10 Charlotte Street, London, W1T 2LT www.mennula.com
I don’t know the difference between Sicilian cooking as practised at Mennula and, say, Umbrian or Tuscan cooking. I’m not sure anyone does actually, unless Italian themselves. I do know the difference between good and bad Italian cooking though.
Santino Busciglio is a very good Italian cook; he impressed at No 12 where he had to struggle against the fact he was cooking in a hotel restaurant – critics don’t like hotel restaurants – and a location at the arse end of nowhere. Now he’s got his own little space.
‘Bijou!’ he corrects, smiling cheerfully his large frame filling the room. If he raised both arms he could touch both walls. It is certainly attractive and neat; white painted to maximise light, delicate artworks and even a private room out back. Right now the French windows are firmly closed and caulked against the cold wind, but come summer the terrace on the pavement is going to be a great place to sit.
Now totally in the driving seat as Chef/Patron Santino can serve exactly the kind of food he wants. It’s Italian and Sicilian as befits his roots and it has style and glamour that makes it modern without abandoning tradition.
Mennula means almonds and so for nibbles we get some of those, direct from Sicily, as well as lemony olives and an arancini each. The almonds are remarkably sweet, a nice change from the bitter horrors I’ve been eating over Xmas.
Squid, potato sauce, roasted peppers and olive pâté starter was a big bit of squid, neatly seared not a moment too long to deliver a soft, buttery, texture. I loved the arid bite of the olive pate/tapenade and the kiss of the sweet pepper too, but couldn’t really like the potato sauce. For me it seemed too much like the water I overboil potatoes in and it was forming a skin on top.
No nasty tang of vinegar in the Baby artichokes, rocket and fonduta di Ragusano, not that I expected any, they were bound to be fresh. The fronds of rocket threatened to engulf the poor babies, but in fact were judged correctly for balance and all sat in a puddle of Sicilian Ragusana, a spun curd cheese heated and stretched like mozzarella and a firm favourite in Sicily.

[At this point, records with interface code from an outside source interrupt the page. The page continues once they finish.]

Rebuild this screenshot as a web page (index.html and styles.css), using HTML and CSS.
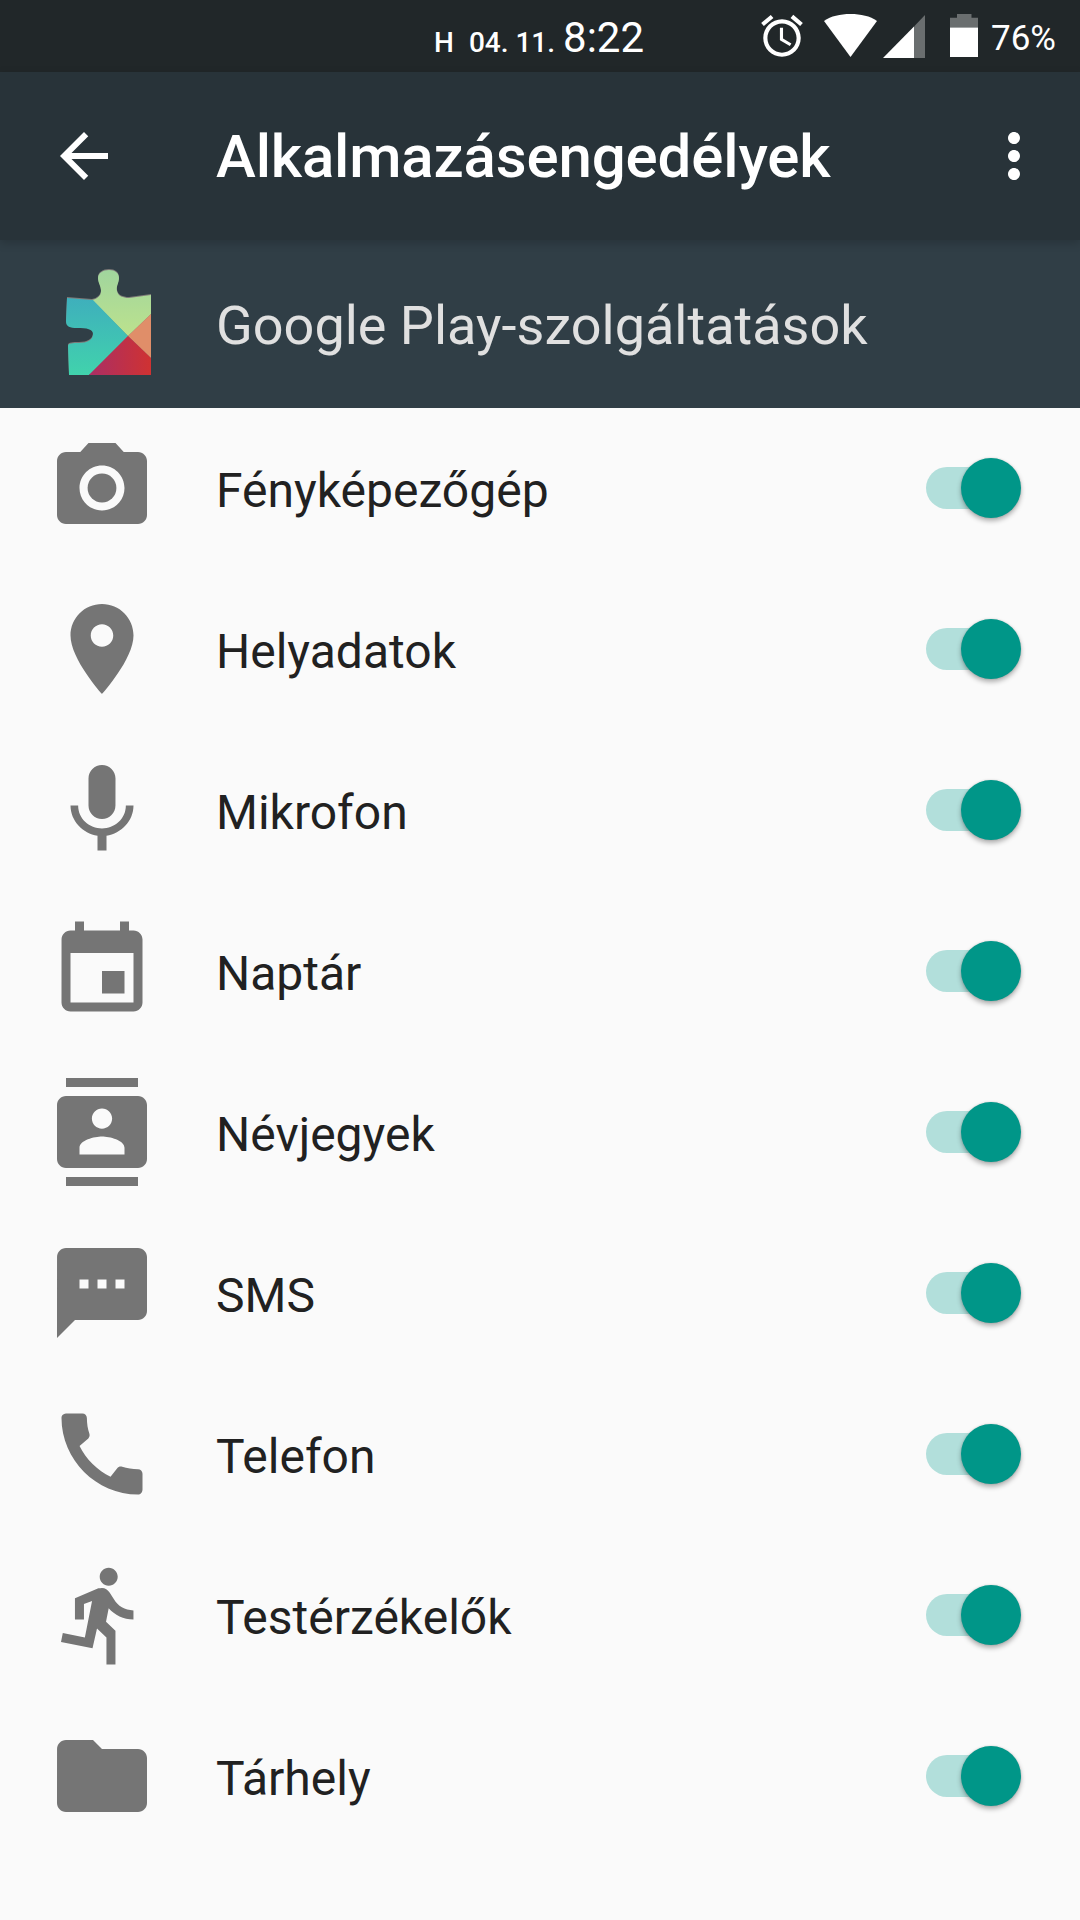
FILE: index.html
```html
<!DOCTYPE html>
<html lang="hu">
<head>
  <meta charset="UTF-8">
  <meta name="viewport" content="width=device-width, initial-scale=1.0">
  <title>Alkalmazásengedélyek</title>
  <link rel="stylesheet" href="styles.css">
</head>
<body>
  <div class="status-bar">
    <div class="status-clock">
      <span class="status-day">H</span>
      <span class="status-date">04. 11.</span>
      <span class="status-time">8:22</span>
    </div>
    <div class="status-icons">
      <svg class="status-alarm" viewBox="0 0 24 24"><path d="M22 5.72l-4.6-3.86-1.29 1.53 4.6 3.86L22 5.72zM7.88 3.39L6.6 1.86 2 5.71l1.29 1.53 4.59-3.85zM12.5 8H11v6l4.75 2.85.75-1.23-4-2.37V8zM12 4c-4.97 0-9 4.03-9 9s4.03 9 9 9 9-4.03 9-9-4.03-9-9-9zm0 16c-3.87 0-7-3.13-7-7s3.13-7 7-7 7 3.13 7 7-3.13 7-7 7z"/></svg>
      <svg class="status-wifi" viewBox="0 0 53 43"><path d="M0 7C7 2 16 0 26.5 0S46 2 53 7L26.5 43z"/></svg>
      <svg class="status-signal" viewBox="0 0 42 43"><path class="icon-dim" d="M42 0v43H31V11.5z"/><path d="M31 11.5V43H0z"/></svg>
      <svg class="status-battery" viewBox="0 0 28.4 43.3"><path class="icon-dim" d="M7 0h14.5v3.7h6.9v9.8H0V3.7h7z"/><path d="M0 13.5h28.4v29.8H0z"/></svg>
      <span class="status-level">76%</span>
    </div>
  </div>

  <header class="toolbar">
    <svg class="toolbar-icon" viewBox="0 0 24 24"><path d="M20 11H7.83l5.59-5.59L12 4l-8 8 8 8 1.41-1.41L7.83 13H20v-2z"/></svg>
    <h1 class="toolbar-title">Alkalmazásengedélyek</h1>
    <svg class="toolbar-icon" viewBox="0 0 24 24"><path d="M12 8c1.1 0 2-.9 2-2s-.9-2-2-2-2 .9-2 2 .9 2 2 2zm0 2c-1.1 0-2 .9-2 2s.9 2 2 2 2-.9 2-2-.9-2-2-2zm0 6c-1.1 0-2 .9-2 2s.9 2 2 2 2-.9 2-2-.9-2-2-2z"/></svg>
  </header>

  <div class="app-header">
    <svg class="app-icon" viewBox="0 0 86 107">
      <defs>
        <clipPath id="puzzle">
          <path id="puzzle-shape" d="M2 29L27 31C32 30 36 27 36 22C36 17 33 14 33 9C33 4 38 1 44 1C50 1 54 4 54 9C54 14 51 17 52 22C53 27 58 29 64 29L86 26V106H4L3 77C3 74 8 74 14 74C22 74 28 71 28 65C28 60 22 59 12 59C5 59 1 58 1 52z"/>
        </clipPath>
        <linearGradient id="teal" x1="0" y1="0" x2="0" y2="1">
          <stop offset="0" stop-color="#3eabbe"/>
          <stop offset="1" stop-color="#41d3ac"/>
        </linearGradient>
        <linearGradient id="green" x1="0" y1="0" x2="0" y2="1">
          <stop offset="0" stop-color="#a0d59e"/>
          <stop offset="1" stop-color="#bce28d"/>
        </linearGradient>
        <linearGradient id="red" x1="0" y1="1" x2="1" y2="1">
          <stop offset="0" stop-color="#a92e66"/>
          <stop offset="1" stop-color="#cf3232"/>
        </linearGradient>
      </defs>
      <!-- grey rim along the upper edges of the piece -->
      <use href="#puzzle-shape" fill="#7d7a78" transform="translate(0 -1)"/>
      <g clip-path="url(#puzzle)">
        <path fill="url(#green)" d="M0 0H86V45L63 67L25 29z"/>
        <path fill="url(#teal)" d="M0 20L27 30L63 67L23 107H0z"/>
        <path fill="#e08e69" d="M86 45V89L63 67z"/>
        <path fill="url(#red)" d="M63 67L86 89V107H23z"/>
      </g>
    </svg>
    <span class="app-name">Google Play-szolgáltatások</span>
  </div>

  <ul class="perm-list">
    <li class="perm-row">
      <svg class="perm-icon" viewBox="0 0 24 24"><circle cx="12" cy="12" r="3.2"/><path d="M9 2L7.17 4H4c-1.1 0-2 .9-2 2v12c0 1.1.9 2 2 2h16c1.1 0 2-.9 2-2V6c0-1.1-.9-2-2-2h-3.17L15 2H9zm3 15c-2.76 0-5-2.24-5-5s2.24-5 5-5 5 2.24 5 5-2.24 5-5 5z"/></svg>
      <span class="perm-label">Fényképezőgép</span>
      <div class="switch"><div class="switch-track"></div><div class="switch-thumb"></div></div>
    </li>
    <li class="perm-row">
      <svg class="perm-icon" viewBox="0 0 24 24"><path d="M12 2C8.13 2 5 5.13 5 9c0 5.25 7 13 7 13s7-7.75 7-13c0-3.87-3.13-7-7-7zm0 9.5c-1.38 0-2.5-1.12-2.5-2.5s1.12-2.5 2.5-2.5 2.5 1.12 2.5 2.5-1.12 2.5-2.5 2.5z"/></svg>
      <span class="perm-label">Helyadatok</span>
      <div class="switch"><div class="switch-track"></div><div class="switch-thumb"></div></div>
    </li>
    <li class="perm-row">
      <svg class="perm-icon" viewBox="0 0 24 24"><path d="M12 14c1.66 0 2.99-1.34 2.99-3L15 5c0-1.66-1.34-3-3-3S9 3.34 9 5v6c0 1.66 1.34 3 3 3zm5.3-3c0 3-2.54 5.1-5.3 5.1S6.7 14 6.7 11H5c0 3.41 2.72 6.23 6 6.72V21h2v-3.28c3.28-.48 6-3.3 6-6.72h-1.7z"/></svg>
      <span class="perm-label">Mikrofon</span>
      <div class="switch"><div class="switch-track"></div><div class="switch-thumb"></div></div>
    </li>
    <li class="perm-row">
      <svg class="perm-icon" viewBox="0 0 24 24"><path d="M17 12h-5v5h5v-5zM16 1v2H8V1H6v2H5c-1.11 0-1.99.9-1.99 2L3 19c0 1.1.89 2 2 2h14c1.1 0 2-.9 2-2V5c0-1.1-.9-2-2-2h-1V1h-2zm3 18H5V8h14v11z"/></svg>
      <span class="perm-label">Naptár</span>
      <div class="switch"><div class="switch-track"></div><div class="switch-thumb"></div></div>
    </li>
    <li class="perm-row">
      <svg class="perm-icon" viewBox="0 0 24 24"><path d="M20 0H4v2h16V0zM4 24h16v-2H4v2zM20 4H4c-1.1 0-2 .9-2 2v12c0 1.1.9 2 2 2h16c1.1 0 2-.9 2-2V6c0-1.1-.9-2-2-2zm-8 2.75c1.24 0 2.25 1.01 2.25 2.25s-1.01 2.25-2.25 2.25S9.75 10.24 9.75 9 10.76 6.75 12 6.75zM17 17H7v-1.5c0-1.67 3.33-2.5 5-2.5s5 .83 5 2.5V17z"/></svg>
      <span class="perm-label">Névjegyek</span>
      <div class="switch"><div class="switch-track"></div><div class="switch-thumb"></div></div>
    </li>
    <li class="perm-row">
      <svg class="perm-icon" viewBox="0 0 24 24"><path d="M20 2H4c-1.1 0-1.99.9-1.99 2L2 22l4-4h14c1.1 0 2-.9 2-2V4c0-1.1-.9-2-2-2zM9 11H7V9h2v2zm4 0h-2V9h2v2zm4 0h-2V9h2v2z"/></svg>
      <span class="perm-label">SMS</span>
      <div class="switch"><div class="switch-track"></div><div class="switch-thumb"></div></div>
    </li>
    <li class="perm-row">
      <svg class="perm-icon" viewBox="0 0 24 24"><path d="M20.01 15.38c-1.23 0-2.42-.2-3.53-.56-.35-.12-.74-.03-1.01.24l-1.57 1.97c-2.83-1.35-5.48-3.9-6.89-6.83l1.95-1.66c.27-.28.35-.67.24-1.02-.37-1.11-.56-2.3-.56-3.53 0-.54-.45-.99-.99-.99H4.19C3.65 3 3 3.24 3 3.99 3 13.28 10.73 21 20.01 21c.71 0 .99-.63.99-1.18v-3.45c0-.54-.45-.99-.99-.99z"/></svg>
      <span class="perm-label">Telefon</span>
      <div class="switch"><div class="switch-track"></div><div class="switch-thumb"></div></div>
    </li>
    <li class="perm-row">
      <svg class="perm-icon" viewBox="0 0 24 24"><path d="M13.49 5.48c1.1 0 2-.9 2-2s-.9-2-2-2-2 .9-2 2 .9 2 2 2zm-3.6 13.9l1-4.4 2.1 2v6h2v-7.5l-2.1-2 .6-3c1.3 1.5 3.3 2.5 5.5 2.5v-2c-1.9 0-3.5-1-4.3-2.4l-1-1.6c-.4-.6-1-1-1.7-1-.3 0-.5.1-.8.1l-5.2 2.2v4.7h2v-3.4l1.8-.7-1.6 8.1-4.9-1-.4 2 7 1.4z"/></svg>
      <span class="perm-label">Testérzékelők</span>
      <div class="switch"><div class="switch-track"></div><div class="switch-thumb"></div></div>
    </li>
    <li class="perm-row">
      <svg class="perm-icon" viewBox="0 0 24 24"><path d="M10 4H4c-1.1 0-1.99.9-1.99 2L2 18c0 1.1.9 2 2 2h16c1.1 0 2-.9 2-2V8c0-1.1-.9-2-2-2h-8l-2-2z"/></svg>
      <span class="perm-label">Tárhely</span>
      <div class="switch"><div class="switch-track"></div><div class="switch-thumb"></div></div>
    </li>
  </ul>
</body>
</html>
```

FILE: styles.css
```css
* {
  box-sizing: border-box;
}

body {
  margin: 0;
  width: 1080px;
  height: 1920px;
  overflow: hidden;
  background-color: #fafafa;
  font-family: Roboto, "Noto Sans", sans-serif;
}

.status-bar {
  display: flex;
  align-items: center;
  justify-content: space-between;
  height: 72px;
  padding: 0 24px 0 434px;
  background-color: #212729;
  color: #ffffff;
  fill: #ffffff;
}

.status-clock {
  display: flex;
  align-items: baseline;
  margin-top: 3px;
}

.status-day {
  font-size: 28px;
  font-weight: 500;
}

.status-date {
  font-size: 28px;
  font-weight: 500;
  margin-left: 15px;
}

.status-time {
  font-size: 42px;
  margin-left: 8px;
}

.status-icons {
  display: flex;
  align-items: center;
}

.status-alarm {
  width: 50px;
  height: 50px;
}

.status-wifi {
  width: 53px;
  height: 43px;
  margin-left: 17px;
  margin-top: -1px;
}

.status-signal {
  width: 42px;
  height: 43px;
  margin-left: 6px;
}

.status-battery {
  width: 28.4px;
  height: 43.3px;
  margin-left: 25px;
  margin-top: -1px;
}

.icon-dim {
  opacity: 0.33;
}

.status-level {
  font-size: 35px;
  margin-left: 13px;
  margin-top: 4px;
}

.toolbar {
  position: relative;
  z-index: 1;
  display: flex;
  align-items: center;
  height: 168px;
  padding: 0 30px 0 48px;
  background-color: #283339;
  box-shadow: 0 3px 9px rgba(0, 0, 0, 0.18);
  fill: #ffffff;
}

.toolbar-icon {
  width: 72px;
  height: 72px;
  flex-shrink: 0;
}

.toolbar-title {
  flex: 1;
  margin: 0 0 0 96px;
  font-size: 60px;
  font-weight: 500;
  letter-spacing: -0.15px;
  color: #ffffff;
}

.app-header {
  display: flex;
  align-items: center;
  height: 168px;
  padding-left: 65px;
  background-color: #303e46;
}

.app-icon {
  width: 86px;
  height: 107px;
  margin-right: 65px;
  margin-top: -4px;
  flex-shrink: 0;
}

.app-name {
  padding-top: 3px;
  font-size: 54px;
  color: #e0e0e0;
}

.perm-list {
  margin: -1px 0 0;
  padding: 0;
  list-style: none;
}

.perm-row {
  display: flex;
  align-items: center;
  height: 161px;
  padding: 0 59px 0 48px;
  color: #212121;
}

.perm-icon {
  width: 108px;
  height: 108px;
  margin-right: 60px;
  fill: #757575;
  flex-shrink: 0;
}

.perm-label {
  flex: 1;
  padding-top: 6px;
  font-size: 48px;
}

.switch {
  position: relative;
  width: 95px;
  height: 60px;
  margin-top: 1px;
}

.switch-track {
  position: absolute;
  left: 0;
  top: 9px;
  width: 83px;
  height: 42px;
  border-radius: 21px;
  background-color: #b2dfdb;
}

.switch-thumb {
  position: absolute;
  right: 0;
  top: 0;
  width: 60px;
  height: 60px;
  border-radius: 50%;
  background-color: #009688;
  box-shadow: 0 3px 5px rgba(0, 0, 0, 0.3), 0 0 2px rgba(0, 0, 0, 0.15);
}
```
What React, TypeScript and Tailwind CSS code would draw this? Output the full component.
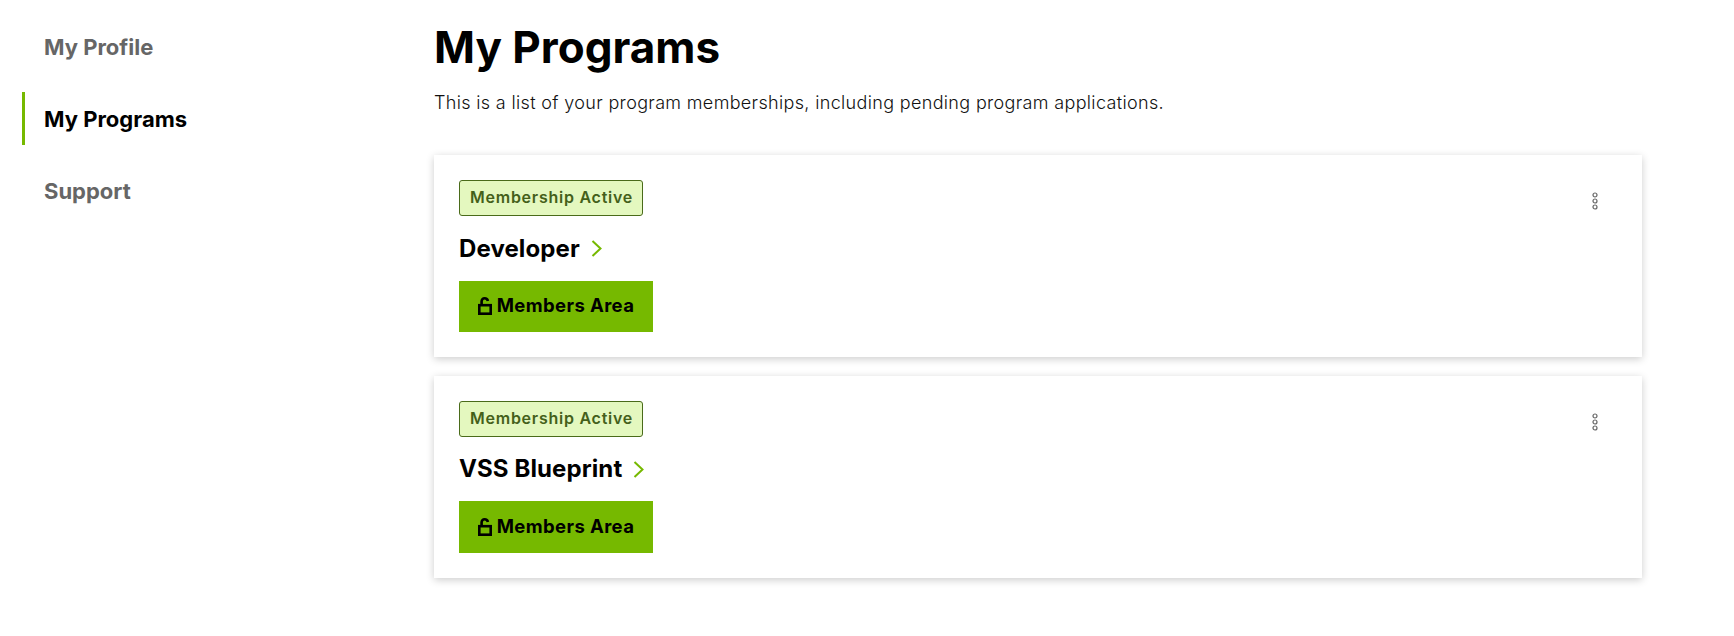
function NavItem({ label, active }: { label: string; active?: boolean }) {
  return (
    <a
      className={
        active
          ? 'h-[53px] pt-[2px] flex items-center border-l-[3px] border-[#76b900] pl-[19px] text-[22px] font-bold text-black'
          : 'h-[53px] pt-[2px] flex items-center border-l-[3px] border-transparent pl-[19px] text-[22px] font-bold text-[#666666]'
      }
    >
      {label}
    </a>
  );
}

function UnlockIcon() {
  return (
    <svg width="14" height="18" viewBox="0 0 14 18" fill="none" stroke="black" strokeWidth="2.6">
      <rect x="1.3" y="8.2" width="11.4" height="8.5" />
      <path d="M3.6 8V4.5C3.6 2.5 4.8 1.3 6.6 1.3C8.4 1.3 9.6 2.3 9.9 4" />
    </svg>
  );
}

function KebabIcon() {
  return (
    <svg width="8" height="18" viewBox="0 0 8 18" fill="none" stroke="#666666" strokeWidth="1.2">
      <circle cx="4" cy="3" r="2" />
      <circle cx="4" cy="9" r="2" />
      <circle cx="4" cy="15" r="2" />
    </svg>
  );
}

function ChevronIcon() {
  return (
    <svg width="11" height="17" viewBox="0 0 11 17" fill="none" stroke="#76b900" strokeWidth="2">
      <path d="M1.5 1L9.5 8.5L1.5 16" />
    </svg>
  );
}

function ProgramCard({ name }: { name: string }) {
  return (
    <div className="h-[201.8px] bg-white shadow-[0_2px_8px_rgba(0,0,0,0.2)] pl-[25px] pr-[43px] pt-[25px] flex justify-between">
      <div className="flex flex-col items-start">
        <span className="w-[184px] h-[36px] pl-[10px] pb-[2px] flex items-center rounded-[3px] border border-[#4a6b1a] bg-[#e4f8bf] text-[16px] tracking-[0.75px] font-semibold text-[#44601a]">
          Membership Active
        </span>
        <div className="mt-[15.6px] h-[34px] flex items-center gap-[11px] text-[24px] tracking-[0.1px] font-bold text-black">
          {name}
          <ChevronIcon />
        </div>
        <button className="mt-[15px] w-[194px] h-[51.4px] bg-[#76b900] flex items-center justify-center gap-[5px] text-[18.5px] tracking-[0.4px] font-bold text-black">
          <UnlockIcon />
          Members Area
        </button>
      </div>
      <div className="pt-[12px]">
        <KebabIcon />
      </div>
    </div>
  );
}

export default function App() {
  return (
    <div className="min-h-screen bg-white flex font-['Inter',sans-serif]">
      <aside className="w-[434px] shrink-0 pl-[22px] pt-[20px] flex flex-col gap-[19px]">
        <NavItem label="My Profile" />
        <NavItem label="My Programs" active />
        <NavItem label="Support" />
      </aside>
      <main className="w-[1208px]">
        <h1 className="mt-[18px] text-[44px] leading-[58px] font-bold text-black">My Programs</h1>
        <p className="mt-[13px] text-[18px] tracking-[0.34px] leading-[28px] font-[350] text-[#111111]">
          This is a list of your program memberships, including pending program applications.
        </p>
        <div className="mt-[38px] flex flex-col gap-[19px]">
          <ProgramCard name="Developer" />
          <ProgramCard name="VSS Blueprint" />
        </div>
      </main>
    </div>
  );
}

I know I shouldn’t, not with the size of my stomach, but I had to have a primi of pasta. I compromised by sharing it. The Maccheroni with braised lamb, mint and pecorino was all I hoped for; the slow cooked shoulder of lamb pieces generously scattered amongst the home made maccheroni. This was cooked al dente and a bit beyond, which I rather like. Some restaurants seem to think al dente means ‘chalky’. The fresh mint gave a pleasant `Sunday roast’ kind of feel to things and the pecorino added a salty spike. I could have kept on eating this all day.
Wrap anything up in pancetta and you get my vote, normally it tends to be chicken breast that gets parceled, but Mennula ups the ante by putting Thumper in – Rabbit wrapped in pancetta with aubergine sauce, spaghetti of carrots, pine nuts, sultanas and black cabbage. The pancetta kept the rabbit from drying out, as well as giving it a bit of salty seasoning and the meat was virgin white, delicate and moist. I don’t know how Santino does the carrot spaghetti, but it was fun and colourful, while the Cavolo Nero delivered its classic bitterness to offset the sweetness of the carrots and the sultanas. It looked good on the plate and it tasted even better. A’s line up of Wild Boar ravioli looked like soldiers on parade and had disciplined flavors well marshaled together and was fragrant with white truffles. Decadent and yet restrained it was another master class in simple, Simon.
And so to dessert; Sicilian canola filled with sweet ewe’s ricotta. The cannoli was quite heavy and crunchy which may be the Sicilian Way. Certainly they were far less cloying and over rich than the cannoli you get in every NY bakery. Plum and frangipane tart with custard and spiced sangiovese wine granita looked great- I didn’t get a look in which must be a good sign. It disappeared fast.
Charlotte Street is second only to Soho for the number of Italian eateries in and around it, many long-established and semi-legendary. Mennula is a new kid on the block, squeezed by the surrounding buildings, but delivering cooking that is already flexing its muscles and threatening to kick sand in the faces of the local competition.